> _What you should do_:
Gather up every line that includes the string "React".

━━━━━━━━

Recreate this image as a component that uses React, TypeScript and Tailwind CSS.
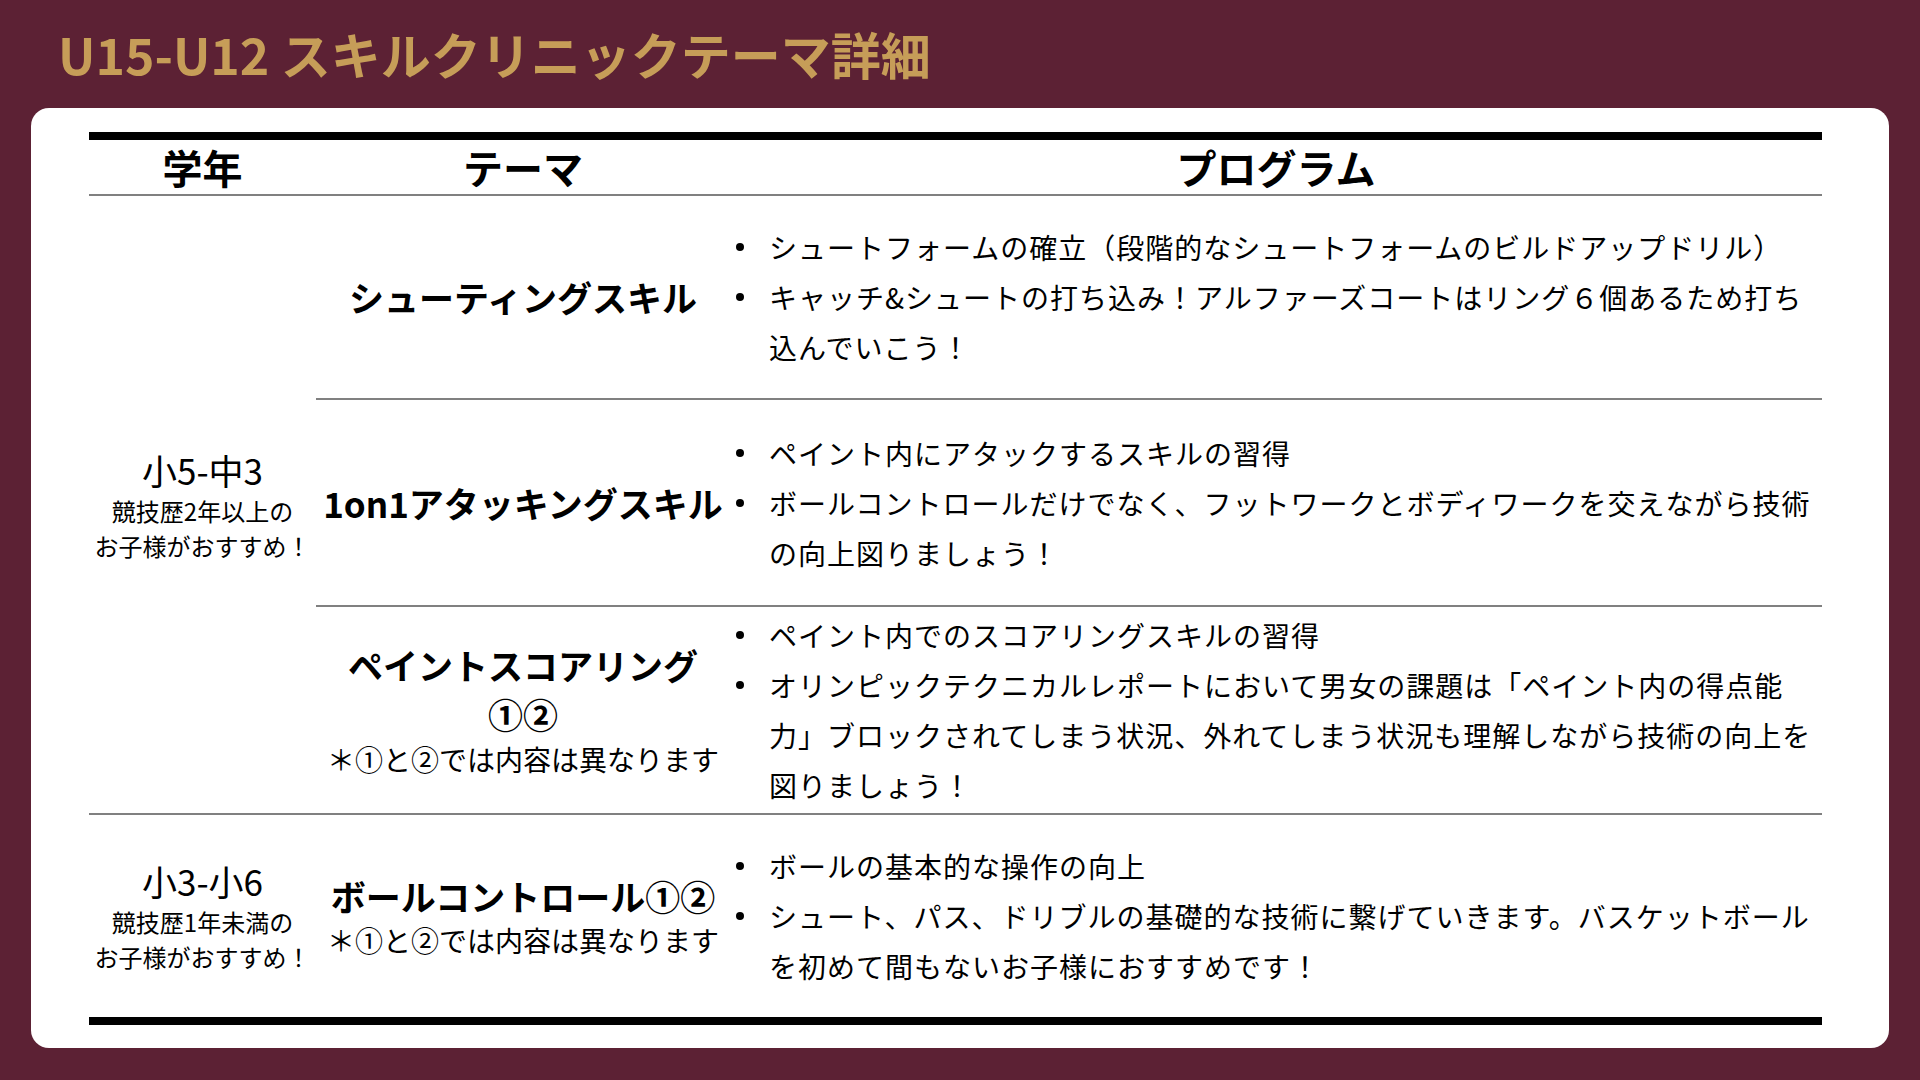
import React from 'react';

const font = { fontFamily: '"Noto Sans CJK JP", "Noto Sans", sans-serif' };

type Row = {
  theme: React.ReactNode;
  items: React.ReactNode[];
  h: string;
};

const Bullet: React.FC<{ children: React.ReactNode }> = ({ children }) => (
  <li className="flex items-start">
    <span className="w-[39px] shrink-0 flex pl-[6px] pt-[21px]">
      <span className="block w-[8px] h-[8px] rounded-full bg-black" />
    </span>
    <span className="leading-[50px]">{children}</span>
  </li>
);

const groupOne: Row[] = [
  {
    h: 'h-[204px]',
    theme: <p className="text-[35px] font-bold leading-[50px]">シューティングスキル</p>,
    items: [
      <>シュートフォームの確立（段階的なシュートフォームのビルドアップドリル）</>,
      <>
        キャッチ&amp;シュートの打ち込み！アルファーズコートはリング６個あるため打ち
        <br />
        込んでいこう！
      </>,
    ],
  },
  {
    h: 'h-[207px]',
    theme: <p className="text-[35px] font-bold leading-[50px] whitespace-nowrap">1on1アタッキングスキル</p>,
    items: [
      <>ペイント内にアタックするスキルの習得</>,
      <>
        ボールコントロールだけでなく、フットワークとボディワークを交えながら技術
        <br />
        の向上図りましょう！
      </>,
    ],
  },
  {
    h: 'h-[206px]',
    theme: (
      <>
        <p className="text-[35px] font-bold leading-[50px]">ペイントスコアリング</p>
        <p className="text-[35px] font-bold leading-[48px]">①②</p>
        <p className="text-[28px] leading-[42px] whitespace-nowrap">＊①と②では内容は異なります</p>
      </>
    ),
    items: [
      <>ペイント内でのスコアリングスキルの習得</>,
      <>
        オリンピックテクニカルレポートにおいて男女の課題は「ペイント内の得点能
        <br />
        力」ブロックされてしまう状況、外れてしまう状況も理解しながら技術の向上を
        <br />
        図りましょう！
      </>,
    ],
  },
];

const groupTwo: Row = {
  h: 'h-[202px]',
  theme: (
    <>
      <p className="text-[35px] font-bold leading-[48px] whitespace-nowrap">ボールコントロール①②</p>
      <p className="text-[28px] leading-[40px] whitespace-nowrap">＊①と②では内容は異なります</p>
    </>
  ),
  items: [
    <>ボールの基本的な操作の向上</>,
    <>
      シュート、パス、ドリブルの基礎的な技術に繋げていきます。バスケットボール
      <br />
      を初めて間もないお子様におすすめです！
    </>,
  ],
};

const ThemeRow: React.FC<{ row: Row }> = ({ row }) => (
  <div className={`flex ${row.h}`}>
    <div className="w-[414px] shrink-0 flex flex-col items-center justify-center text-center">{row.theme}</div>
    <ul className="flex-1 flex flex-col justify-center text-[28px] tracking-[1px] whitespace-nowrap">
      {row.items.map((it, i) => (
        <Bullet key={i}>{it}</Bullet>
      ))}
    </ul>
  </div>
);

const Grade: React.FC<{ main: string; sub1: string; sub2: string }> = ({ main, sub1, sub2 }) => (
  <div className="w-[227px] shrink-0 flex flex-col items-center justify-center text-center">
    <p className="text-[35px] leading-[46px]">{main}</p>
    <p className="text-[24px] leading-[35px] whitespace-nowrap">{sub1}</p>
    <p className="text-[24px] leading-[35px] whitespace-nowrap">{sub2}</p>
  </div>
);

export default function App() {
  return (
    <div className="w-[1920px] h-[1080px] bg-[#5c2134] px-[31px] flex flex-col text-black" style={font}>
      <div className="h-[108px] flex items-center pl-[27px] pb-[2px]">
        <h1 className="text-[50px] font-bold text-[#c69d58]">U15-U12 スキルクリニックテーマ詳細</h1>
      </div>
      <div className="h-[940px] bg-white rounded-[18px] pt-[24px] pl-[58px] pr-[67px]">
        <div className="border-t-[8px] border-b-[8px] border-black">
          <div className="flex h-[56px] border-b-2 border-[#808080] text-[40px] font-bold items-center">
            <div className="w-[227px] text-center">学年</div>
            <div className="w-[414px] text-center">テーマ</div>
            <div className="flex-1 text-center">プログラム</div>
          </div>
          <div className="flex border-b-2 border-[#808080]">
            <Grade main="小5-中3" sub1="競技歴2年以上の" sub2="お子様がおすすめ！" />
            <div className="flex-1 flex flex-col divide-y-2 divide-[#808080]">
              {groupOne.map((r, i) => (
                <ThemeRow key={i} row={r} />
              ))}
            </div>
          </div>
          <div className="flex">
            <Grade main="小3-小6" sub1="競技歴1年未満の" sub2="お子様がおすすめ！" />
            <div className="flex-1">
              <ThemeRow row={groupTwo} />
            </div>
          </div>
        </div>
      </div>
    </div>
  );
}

━━━━━━━━

> _Output for this exercise_:
Recreate this image as a component that uses React, TypeScript and Tailwind CSS.
import React from 'react';
  theme: React.ReactNode;
  items: React.ReactNode[];
const Bullet: React.FC<{ children: React.ReactNode }> = ({ children }) => (
const ThemeRow: React.FC<{ row: Row }> = ({ row }) => (
const Grade: React.FC<{ main: string; sub1: string; sub2: string }> = ({ main, sub1, sub2 }) => (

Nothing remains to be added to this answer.